J'ouvert is celebrated throughout the Caribbean in countries, including Trinidad and Tobago, Saint Lucia, Anguilla, Antigua & Barbuda, Aruba, Grenada, The Bahamas, Haiti, Jamaica, St. Vincent and the Grenadines, St. Kitts and Nevis, Sint Maarten, Dominica, the U.S. Virgin Islands and the British Virgin Islands. J'ouvert is also celebrated in many places outside the Caribbean as part of Carnival celebrations throughout the year, with the biggest celebrations happening in places around the world with large Caribbean ex-pat communities.

Traditionally, the celebration involves calypso/soca bands and their followers dancing through the streets. The festival starts well before dawn and peaks a few hours after sunrise.

Carnival was introduced to Trinidad by French settlers in 1783, a time of slavery.[1] Banned from the masquerade balls of the French, the slaves would stage their own mini-carnivals in their backyards — using their own rituals and folklore, but also imitating and sometimes mocking their masters’ behavior at the masquerade balls.[2]

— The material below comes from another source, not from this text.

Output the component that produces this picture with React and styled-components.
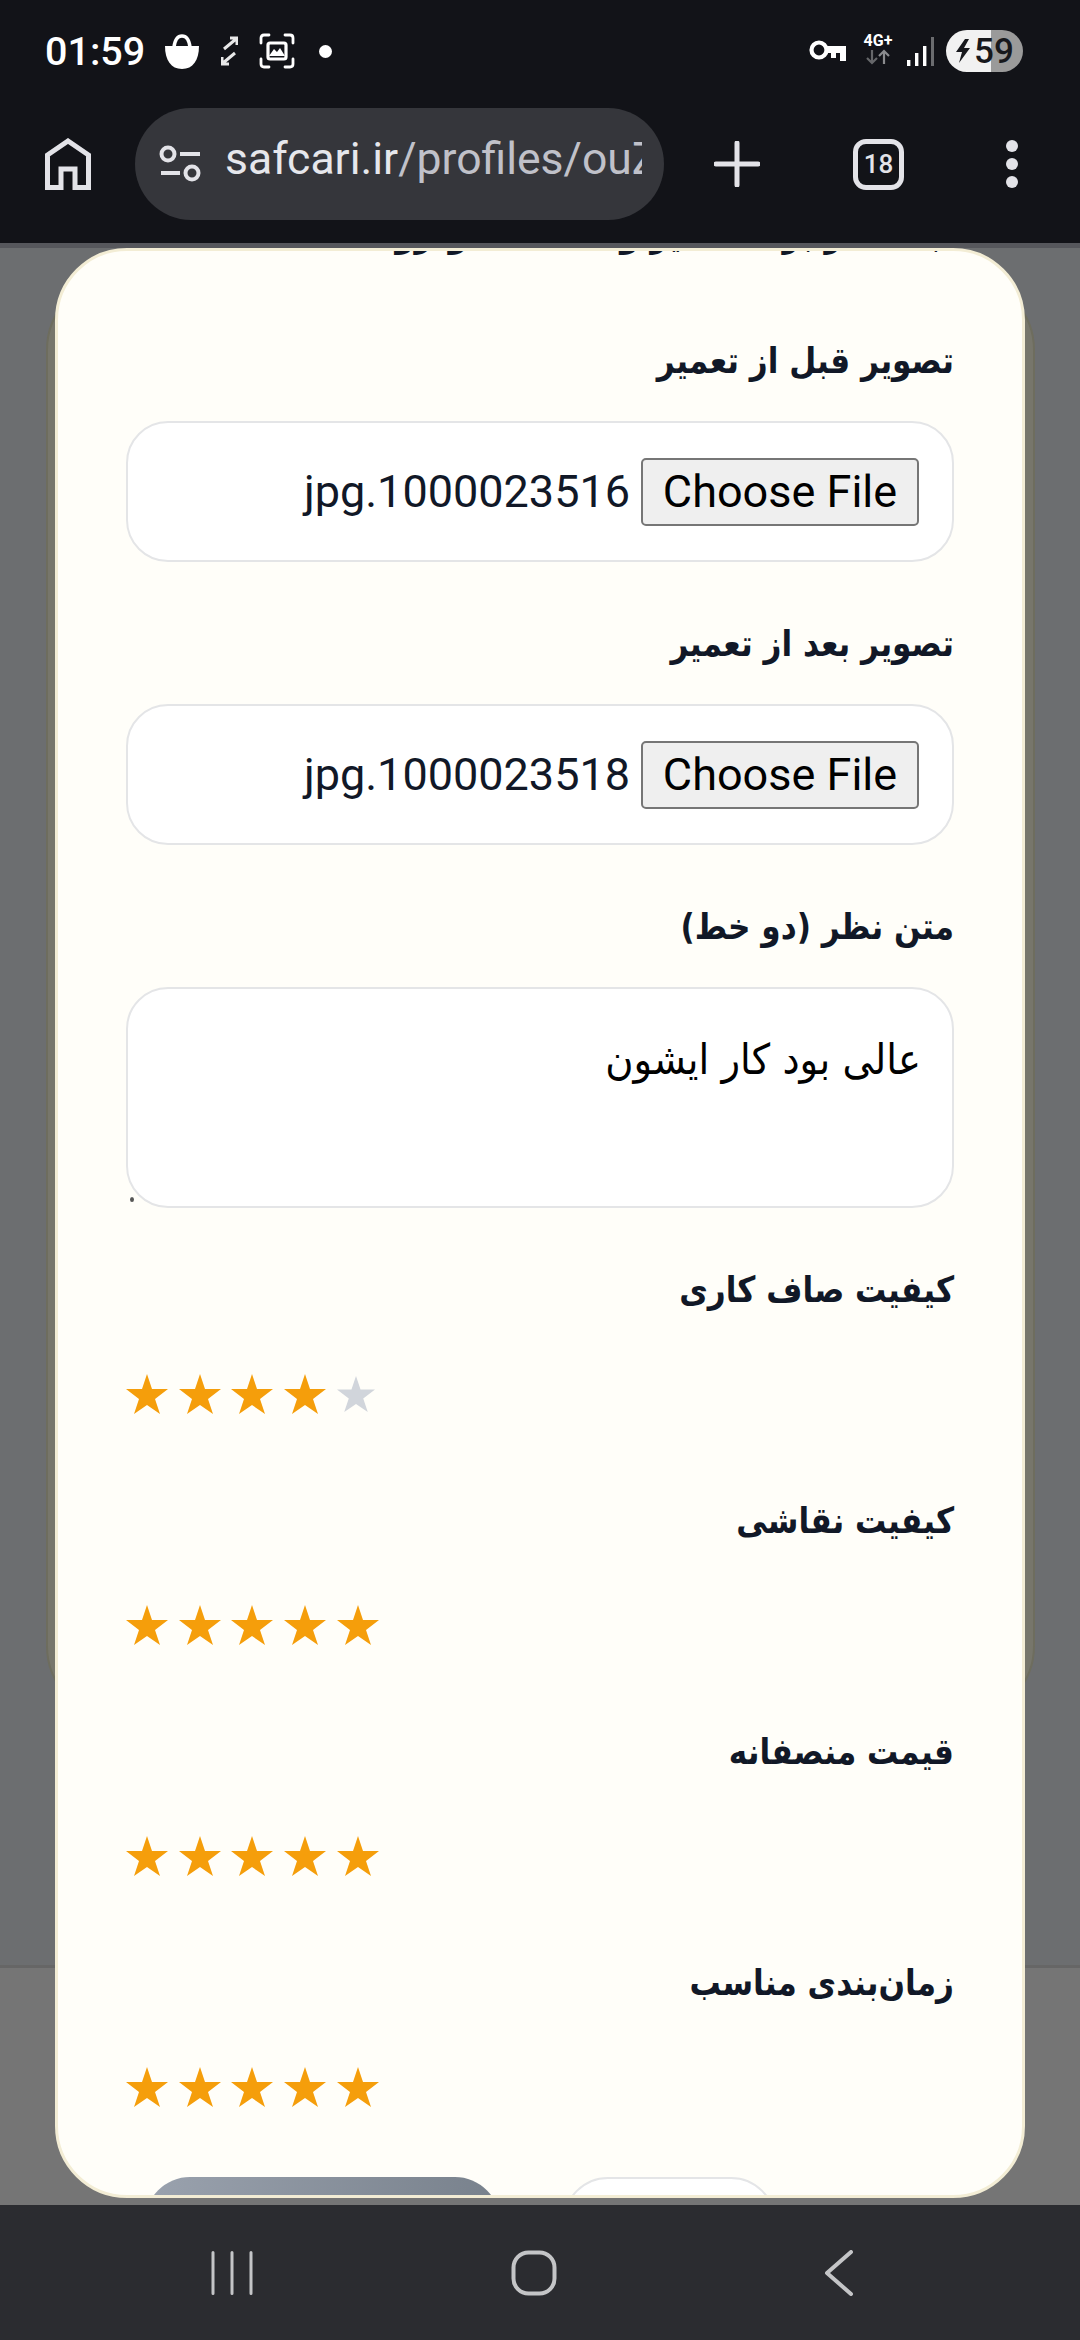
import React from "react";
import styled, { createGlobalStyle } from "styled-components";

const GlobalStyle = createGlobalStyle`
  html, body {
    margin: 0;
    padding: 0;
    background: #6f7070;
  }
  * {
    box-sizing: border-box;
  }
`;

const Screen = styled.div`
  width: 1080px;
  height: 2340px;
  display: flex;
  flex-direction: column;
  overflow: hidden;
  font-family: Roboto, "Liberation Sans", sans-serif;
`;

const Chrome = styled.header`
  height: 243px;
  flex: none;
  background: #121318;
  display: flex;
  flex-direction: column;
`;

const StatusBar = styled.div`
  height: 108px;
  padding: 0 57px 6px 45px;
  display: flex;
  align-items: center;
  justify-content: space-between;
`;

const StatusGroup = styled.div`
  display: flex;
  align-items: center;
`;

const Time = styled.span`
  color: #fff;
  font-size: 39.5px;
  font-weight: 500;
  margin-right: 20px;
`;

const Battery = styled.div`
  width: 77px;
  height: 42px;
  border-radius: 21px;
  margin-left: 12px;
  background: linear-gradient(90deg, #f1f1f1 0 45px, #9a9a9a 45px);
  color: #17181c;
  font-size: 35px;
  font-weight: 500;
  display: flex;
  align-items: center;
  padding-left: 28px;
  position: relative;
`;

const Toolbar = styled.div`
  height: 135px;
  padding: 0 0 23px 45px;
  display: flex;
  align-items: center;
`;

const UrlBar = styled.div`
  width: 529px;
  height: 112px;
  margin-left: 44px;
  border-radius: 56px;
  background: #35363b;
  padding: 0 22px 0 24px;
  display: flex;
  align-items: center;
  gap: 23px;
`;

const UrlText = styled.div`
  flex: 1;
  overflow: hidden;
  white-space: nowrap;
  color: #c0c1c9;
  font-size: 44.5px;
  margin-top: -10px;
  span {
    color: #e6e7ec;
  }
`;

const TabCount = styled.div`
  width: 51px;
  height: 51px;
  margin-left: 93px;
  border: 5px solid #e3e3e8;
  border-radius: 13px;
  color: #e3e3e8;
  font-size: 26px;
  font-weight: 500;
  display: flex;
  align-items: center;
  justify-content: center;
`;

const Divider = styled.div`
  height: 5px;
  flex: none;
  background: #56575c;
`;

const Backdrop = styled.main`
  flex: 1;
  min-height: 0;
  position: relative;
  padding: 0 55px 7px;
  background: linear-gradient(180deg, #6c6e70 0 1717px, #666 1717px 1720px, #757575 1720px);
`;

const PageCard = styled.div`
  position: absolute;
  left: 46px;
  right: 45px;
  top: 30px;
  height: 1440px;
  border: 2px solid #6e6d5e;
  border-radius: 72px;
  background: #77766b;
`;

const Modal = styled.section`
  position: relative;
  height: 100%;
  overflow: hidden;
  direction: rtl;
  background: #fffef9;
  border: 3px solid #f3edd5;
  border-radius: 72px;
  padding: 0 68px;
`;

const Form = styled.form`
  margin-top: -40px;
  display: flex;
  flex-direction: column;
`;

const Label = styled.label`
  display: block;
  color: #111827;
  font-family: "DejaVu Sans", sans-serif;
  font-size: 36px;
  font-weight: 700;
  line-height: 46px;
  white-space: nowrap;
  transform: scaleX(0.865);
  transform-origin: 100% 50%;
  margin-bottom: ${({ $gap }) => $gap || 37}px;
`;

const FileBox = styled.div`
  height: 141px;
  border: 2px solid #e4e5e7;
  border-radius: 42px;
  background: #fff;
  display: flex;
  align-items: center;
  gap: 11px;
  padding: 0 33px;
  margin-bottom: 59px;
`;

const ChooseButton = styled.button`
  width: 278px;
  height: 68px;
  padding: 0;
  border: 2px solid #767676;
  border-radius: 5px;
  background: #efefef;
  color: #000;
  font-family: Roboto, "Liberation Sans", sans-serif;
  font-size: 45px;
`;

const FileName = styled.span`
  color: #111827;
  font-size: 45px;
`;

const ReviewBox = styled.div`
  position: relative;
  height: 221px;
  border: 2px solid #e4e5e7;
  border-radius: 42px;
  background: #fff;
  padding: 43px 31px 0;
  margin-bottom: 59px;
`;

const ReviewText = styled.p`
  margin: 0;
  color: #000;
  font-family: "DejaVu Sans", sans-serif;
  font-size: 42px;
  line-height: 56px;
  transform: scaleX(0.917);
  transform-origin: 100% 50%;
`;

const ResizeDot = styled.span`
  position: absolute;
  left: 2px;
  bottom: 4px;
  width: 4px;
  height: 5px;
  border-radius: 50%;
  background: #555;
`;

const RatingGroup = styled.div`
  height: 231px;
`;

const Stars = styled.div`
  direction: ltr;
  display: flex;
  align-items: center;
  gap: 10.7px;
  height: 42px;
  margin-top: 60px;
`;

const Actions = styled.div`
  display: flex;
  align-items: flex-start;
  gap: 63px;
  padding: 0 178px 0 18px;
  margin-top: -14px;
`;

const SubmitButton = styled.div`
  width: 355px;
  height: 90px;
  border-radius: 45px;
  background: linear-gradient(90deg, #9aa2ae, #78818c);
`;

const CancelButton = styled.div`
  width: 213px;
  height: 90px;
  border: 2px solid #e4e5e7;
  border-radius: 45px;
  background: #fff;
`;

const NavBar = styled.nav`
  height: 135px;
  flex: none;
  background: #2b2c30;
  display: grid;
  grid-template-columns: 418px 232px 1fr;
  align-items: center;
`;

const NavSlot = styled.div`
  display: flex;
  justify-content: ${({ $align }) => $align};
  padding: ${({ $pad }) => $pad || 0};
`;

const Star = ({ on }) => (
  <svg width={on ? 42 : 38} height={on ? 42 : 38} viewBox="0 0 42 40" style={{ flex: "none" }}>
    <polygon
      points="21,0 26,15 42,15 29,25 34,40 21,31 8,40 13,25 0,15 16,15"
      fill={on ? "#f59e0b" : "#d1d5db"}
    />
  </svg>
);

const Rating = ({ label, value }) => (
  <RatingGroup>
    <Label>{label}</Label>
    <Stars>
      {[1, 2, 3, 4, 5].map((n) => (
        <Star key={n} on={n <= value} />
      ))}
    </Stars>
  </RatingGroup>
);

const FileField = ({ label, file }) => (
  <>
    <Label>{label}</Label>
    <FileBox>
      <ChooseButton type="button">Choose File</ChooseButton>
      <FileName>{file}</FileName>
    </FileBox>
  </>
);

const BagIcon = () => (
  <svg width="34" height="35" viewBox="0 0 34 35" style={{ marginRight: 22 }}>
    <path d="M0 12 H34 C34 26 28 35 17 35 C6 35 0 26 0 12Z" fill="#fff" />
    <path d="M9 13 C10 5 13 2 17 2 C21 2 24 5 25 13" fill="none" stroke="#fff" strokeWidth="3.5" />
  </svg>
);

const ExpandIcon = () => (
  <svg width="17" height="30" viewBox="0 0 17 30" style={{ marginRight: 21 }}>
    <path d="M9 2 H16 V9 M15 3 L3 13 M8 28 H1 V21 M2 27 L14 17" fill="none" stroke="#e8e8e8" strokeWidth="3" />
  </svg>
);

const ScreenshotIcon = () => (
  <svg width="36" height="36" viewBox="0 0 36 36" style={{ marginRight: 24 }}>
    <path
      d="M2 10 V5 Q2 2 5 2 H10 M26 2 H31 Q34 2 34 5 V10 M34 26 V31 Q34 34 31 34 H26 M10 34 H5 Q2 34 2 31 V26"
      fill="none"
      stroke="#fff"
      strokeWidth="2.8"
      strokeLinecap="round"
    />
    <rect x="9" y="10" width="18" height="16" rx="2" fill="none" stroke="#fff" strokeWidth="3.2" />
    <path d="M10 23 L15 16 L18 19 L21 15 L26 23Z" fill="#fff" />
  </svg>
);

const Dot = styled.span`
  width: 13px;
  height: 13px;
  border-radius: 50%;
  background: #fff;
`;

const KeyIcon = () => (
  <svg width="38" height="22" viewBox="0 0 38 22" style={{ marginRight: 14 }}>
    <circle cx="10" cy="10" r="7.5" fill="none" stroke="#fff" strokeWidth="4.2" />
    <path d="M17 6 H37 V21 H31 V13 H27 V18 H22 V13 H17Z" fill="#fff" />
  </svg>
);

const NetworkBlock = styled.div`
  width: 34px;
  height: 36px;
  margin-right: 12px;
  color: #fff;
  font-size: 16px;
  font-weight: 700;
  line-height: 16px;
  text-align: center;
  white-space: nowrap;
  display: flex;
  flex-direction: column;
  align-items: center;
`;

const DataArrows = () => (
  <svg width="24" height="16" viewBox="0 0 24 16">
    <path d="M6 1 V14 M1 9 L6 14 L11 9" fill="none" stroke="#66676a" strokeWidth="2.2" />
    <path d="M18 15 V2 M13 7 L18 2 L23 7" fill="none" stroke="#8a8b8e" strokeWidth="2.2" />
  </svg>
);

const SignalIcon = () => (
  <svg width="27" height="29" viewBox="0 0 27 29">
    <rect x="0" y="23" width="3.4" height="6" fill="#fff" />
    <rect x="8" y="16" width="3.4" height="13" fill="#fff" />
    <rect x="16" y="9" width="3.4" height="20" fill="#fff" />
    <rect x="24" y="0" width="3" height="29" fill="#6b6c6f" />
  </svg>
);

const BoltIcon = () => (
  <svg width="16" height="24" viewBox="0 0 16 24" style={{ position: "absolute", left: 9, top: 9 }}>
    <path d="M10 0 L1 13 H7 L4 24 L15 9 H9 L14 0Z" fill="#17181c" />
  </svg>
);

const HomeIcon = () => (
  <svg width="46" height="52" viewBox="0 0 46 52">
    <path
      d="M2.5 49.5 V17 L23 3 L43.5 17 V49.5 H30 V31 H16 V49.5Z"
      fill="none"
      stroke="#e3e3e8"
      strokeWidth="5"
    />
  </svg>
);

const SiteIcon = () => (
  <svg width="43" height="38" viewBox="0 0 43 38" style={{ flex: "none" }}>
    <circle cx="9" cy="9" r="6.5" fill="none" stroke="#e3e3e8" strokeWidth="4" />
    <path d="M21 9 H41 M2 28 H21" stroke="#e3e3e8" strokeWidth="4" />
    <circle cx="33" cy="28" r="6.5" fill="none" stroke="#e3e3e8" strokeWidth="4" />
  </svg>
);

const PlusIcon = () => (
  <svg width="46" height="46" viewBox="0 0 46 46" style={{ marginLeft: 50 }}>
    <path d="M23 2 V44 M2 23 H44" stroke="#e3e3e8" strokeWidth="5" strokeLinecap="round" />
  </svg>
);

const MoreIcon = () => (
  <svg width="12" height="48" viewBox="0 0 12 48" style={{ marginLeft: 102 }}>
    <circle cx="6" cy="6" r="6" fill="#e3e3e8" />
    <circle cx="6" cy="24" r="6" fill="#e3e3e8" />
    <circle cx="6" cy="42" r="6" fill="#e3e3e8" />
  </svg>
);

const RecentsIcon = () => (
  <svg width="42" height="44" viewBox="0 0 42 44">
    <path d="M2 1.5 V42.5 M21 1.5 V42.5 M40 1.5 V42.5" stroke="#c4c5c7" strokeWidth="3" strokeLinecap="round" />
  </svg>
);

const NavHomeIcon = () => (
  <svg width="46" height="46" viewBox="0 0 46 46">
    <rect x="2.5" y="2.5" width="41" height="41" rx="15" fill="none" stroke="#c4c5c7" strokeWidth="4" />
  </svg>
);

const BackIcon = () => (
  <svg width="30" height="46" viewBox="0 0 30 46">
    <path d="M27 2 L3 23 L27 44" fill="none" stroke="#c4c5c7" strokeWidth="4" strokeLinecap="round" strokeLinejoin="round" />
  </svg>
);

export default function App() {
  return (
    <>
      <GlobalStyle />
      <Screen>
        <Chrome>
          <StatusBar>
            <StatusGroup>
              <Time>01:59</Time>
              <BagIcon />
              <ExpandIcon />
              <ScreenshotIcon />
              <Dot />
            </StatusGroup>
            <StatusGroup>
              <KeyIcon />
              <NetworkBlock>
                4G+
                <DataArrows />
              </NetworkBlock>
              <SignalIcon />
              <Battery>
                <BoltIcon />
                59
              </Battery>
            </StatusGroup>
          </StatusBar>
          <Toolbar>
            <HomeIcon />
            <UrlBar>
              <SiteIcon />
              <UrlText>
                <span>safcari.ir</span>/profiles/ouZ
              </UrlText>
            </UrlBar>
            <PlusIcon />
            <TabCount>18</TabCount>
            <MoreIcon />
          </Toolbar>
        </Chrome>
        <Divider />
        <Backdrop>
          <PageCard />
          <Modal>
            <Form>
              <Label $gap={81}>ثبت نظر برای تعمیر و نقاشی خودرو</Label>
              <FileField label="تصویر قبل از تعمیر" file="1000023516.jpg" />
              <FileField label="تصویر بعد از تعمیر" file="1000023518.jpg" />
              <Label>متن نظر (دو خط)</Label>
              <ReviewBox>
                <ReviewText>عالی بود کار ایشون</ReviewText>
                <ResizeDot />
              </ReviewBox>
              <Rating label="کیفیت صاف کاری" value={4} />
              <Rating label="کیفیت نقاشی" value={5} />
              <Rating label="قیمت منصفانه" value={5} />
              <Rating label="زمان‌بندی مناسب" value={5} />
              <Actions>
                <CancelButton />
                <SubmitButton />
              </Actions>
            </Form>
          </Modal>
        </Backdrop>
        <NavBar>
          <NavSlot $align="flex-end" $pad="0 165px 0 0">
            <RecentsIcon />
          </NavSlot>
          <NavSlot $align="center">
            <NavHomeIcon />
          </NavSlot>
          <NavSlot $align="flex-start" $pad="0 0 0 174px">
            <BackIcon />
          </NavSlot>
        </NavBar>
      </Screen>
    </>
  );
}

The origins of street parties associated with J'ouvert coincide with the emancipation from slavery in 1838. Emancipation provided Africans with the opportunity, to not only participate in Carnival, but to embrace it as an expression of their newfound freedom. Some theorize that some J'ouvert traditions are carried forward in remembrance of civil disturbances in Port of Spain, Trinidad, when the people smeared themselves with oil or paint to avoid being recognized.[citation needed]

The traditions of J'ouvert vary widely throughout the Caribbean. In Trinidad & Tobago, a part of the tradition involves smearing paint, mud or oil on the bodies of participants known as "Jab Jabs". On the islands of Dominica, Saint Lucia, Guadeloupe, Saint Martin and Haiti, participants celebrate by blowing flutes and conch shells or by beating goat skin drums, irons or bamboo sticks while singing folk songs.

Barbados does not celebrate J'ouvert, but in instead celebrates Foreday Morning which is often mistaken as J'ouvert.

J'ouvert is inseparable from Carnival and has had many influences. People from Africa, Britain, France, India, Spain and many other ethnic groups have all left an indelible mark on J'ouvert.